FAQ

  • Burn Bans

  • burn ban
  • There is currently no burn ban in effect in Harris County.

    The outdoor burning rule prohibits outdoor burning anywhere in Texas, but allows exceptions for specific situations in which burning is necessary and does not pose a threat to the environment. For a guide to outdoor burning including information about how to answer "Can I Burn?" please download the following document.

  • Laws on Fireworks

  • fireworks
  • Fireworks and celebrations go together, especially during the holiday season. But fireworks can be dangerous when used improperly, causing serious burn and eye injuries. Even though it is legal to buy, possess, and use consumer fireworks (1.4G) in the unincorporated areas of Harris County, there are some places you cannot use fireworks even in the unincorporated county. If celebrating with fireworks is legal in your area, and you decide to use them, please be aware of the following:

    A person may NOT:

    Explode or ignite fireworks within 600 feet of any church, a hospital other than a veterinary hospital, an asylum, a licensed child care center, or a public or private primary or secondary school or institution of higher education unless the person receives authorization in writing from that organization; You must have the written permission with you at the site, and available for inspection by any peace officer or fire marshal. - 2154.251 (a)(1)

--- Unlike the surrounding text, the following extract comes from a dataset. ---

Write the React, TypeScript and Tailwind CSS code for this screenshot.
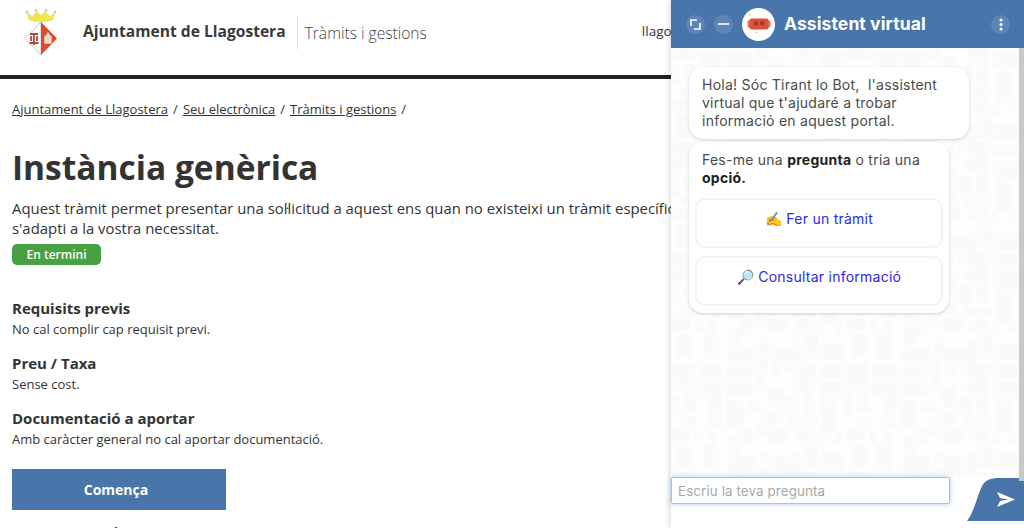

    Sell at retail, explode, or ignite fireworks within 100 feet of a place where flammable liquids or flammable compressed gasses are stored and dispensed. - 2154.251 (a)(2)

    Explode or ignite fireworks within 100 feet of a place where fireworks are stored or sold - 2154.251 (a)(3)

    Ignite or discharge fireworks in or from a motor vehicle. - 2154.251 (a)(4)

    Place ignited fireworks in, or throw ignited fireworks at, a motor vehicle. - 2154.251 (a)(5)

    Use fireworks, pyrotechnics, or flame effects inside any building without a permit from the County Fire Marshal. - 2154.253 (b)

  • Smoke Detector Maintenance

  • smoke detectors
  • Smoke detector batteries should last at least one year under normal conditions.

    Residential fire deaths have decreased steadily as the number of homes with smoke detectors has increased. Reports from the National Fire Protection Association on residential fire deaths show that people have nearly a 50 percent better chance of surviving a fire if their home has the recommended number of smoke detectors.

    Smoke detectors that are 10 years old are near the end of their service life and should be replaced. A smoke detector monitors the air 24 hours a day. At the end of 10 years, it has gone through over 3.5 million monitoring cycles. After this much use, components may become less reliable. This means that as the detector gets older, the potential of failing to detect a fire increases. Replacing them after 10 years reduces this possibility.